== Raw data

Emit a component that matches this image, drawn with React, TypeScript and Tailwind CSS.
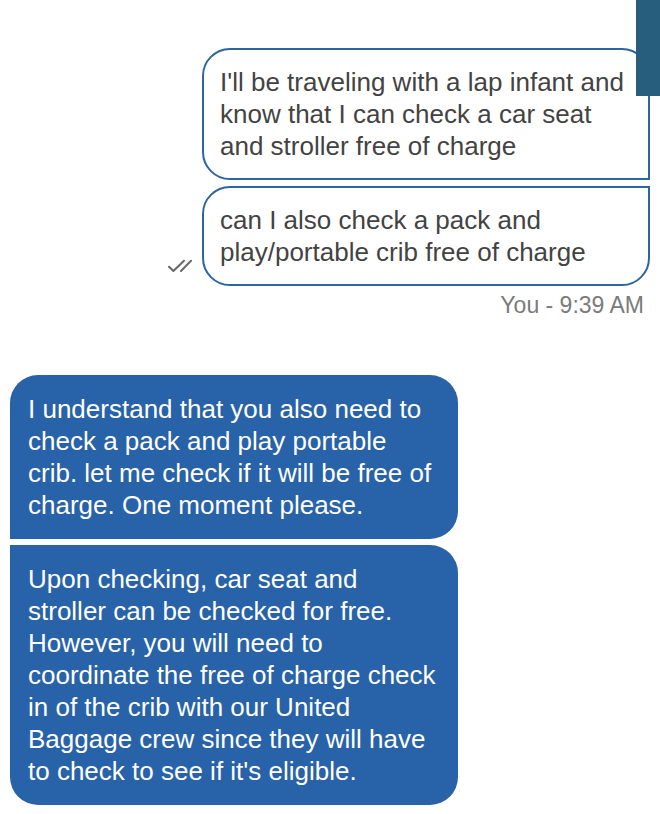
import React from "react";

const text = "text-[26px] leading-8";
const mine = `${text} w-[448px] border-2 border-[#2d65a3] bg-white px-4 py-4 text-[#434343]`;
const theirs = `${text} w-[448px] bg-[#2862a8] p-[18px] text-white`;

function ReadReceipt() {
  return (
    <svg role="img" aria-label="Read" className="mr-[10px] mb-3 h-4 w-6" viewBox="0 0 24 16" fill="none" stroke="#686868" strokeWidth="2" strokeLinecap="round" strokeLinejoin="round">
      <path d="M1 8.8 5.4 13 16 2.8M13 13 23 2.8" />
    </svg>
  );
}

export default function App() {
  return (
    <div className="relative bg-white font-['Liberation_Sans',Arial,sans-serif]">
      <main className="flex flex-col px-[10px] pt-12 pb-[9px]">
        <section className="flex flex-col items-end gap-[6px]">
          <p className={`${mine} rounded-[28px] rounded-br-none`}>
            I'll be traveling with a lap infant and know that I can check a car seat and stroller free of charge
          </p>
          <div className="flex items-end">
            <ReadReceipt />
            <p className={`${mine} rounded-[28px] rounded-tr-none`}>
              can I also check a pack and play/portable crib free of charge
            </p>
          </div>
          <p className="pr-[6px] text-[23px] leading-[26px] text-[#7b7b7b]">You - 9:39 AM</p>
        </section>
        <section className="mt-[57px] flex flex-col items-start gap-[6px]">
          <p className={`${theirs} rounded-[28px] rounded-bl-none`}>
            I understand that you also need to check a pack and play portable crib. let me check if it will be free of charge. One moment please.
          </p>
          <p className={`${theirs} rounded-[28px] rounded-tl-none`}>
            Upon checking, car seat and stroller can be checked for free. However, you will need to coordinate the free of charge check in of the crib with our United Baggage crew since they will have to check to see if it's eligible.
          </p>
        </section>
      </main>
      <div className="absolute top-0 right-0 h-24 w-6 bg-[#285e7d]" />
    </div>
  );
}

====

=== Your task ===
Skip the pictures, then retype every line above exactly.

=== Complete response ===
Emit a component that matches this image, drawn with React, TypeScript and Tailwind CSS.
import React from "react";

const text = "text-[26px] leading-8";
const mine = `${text} w-[448px] border-2 border-[#2d65a3] bg-white px-4 py-4 text-[#434343]`;
const theirs = `${text} w-[448px] bg-[#2862a8] p-[18px] text-white`;

function ReadReceipt() {
  return (
    <svg role="img" aria-label="Read" className="mr-[10px] mb-3 h-4 w-6" viewBox="0 0 24 16" fill="none" stroke="#686868" strokeWidth="2" strokeLinecap="round" strokeLinejoin="round">
      <path d="M1 8.8 5.4 13 16 2.8M13 13 23 2.8" />
    </svg>
  );
}

export default function App() {
  return (
    <div className="relative bg-white font-['Liberation_Sans',Arial,sans-serif]">
      <main className="flex flex-col px-[10px] pt-12 pb-[9px]">
        <section className="flex flex-col items-end gap-[6px]">
          <p className={`${mine} rounded-[28px] rounded-br-none`}>
            I'll be traveling with a lap infant and know that I can check a car seat and stroller free of charge
          </p>
          <div className="flex items-end">
            <ReadReceipt />
            <p className={`${mine} rounded-[28px] rounded-tr-none`}>
              can I also check a pack and play/portable crib free of charge
            </p>
          </div>
          <p className="pr-[6px] text-[23px] leading-[26px] text-[#7b7b7b]">You - 9:39 AM</p>
        </section>
        <section className="mt-[57px] flex flex-col items-start gap-[6px]">
          <p className={`${theirs} rounded-[28px] rounded-bl-none`}>
            I understand that you also need to check a pack and play portable crib. let me check if it will be free of charge. One moment please.
          </p>
          <p className={`${theirs} rounded-[28px] rounded-tl-none`}>
            Upon checking, car seat and stroller can be checked for free. However, you will need to coordinate the free of charge check in of the crib with our United Baggage crew since they will have to check to see if it's eligible.
          </p>
        </section>
      </main>
      <div className="absolute top-0 right-0 h-24 w-6 bg-[#285e7d]" />
    </div>
  );
}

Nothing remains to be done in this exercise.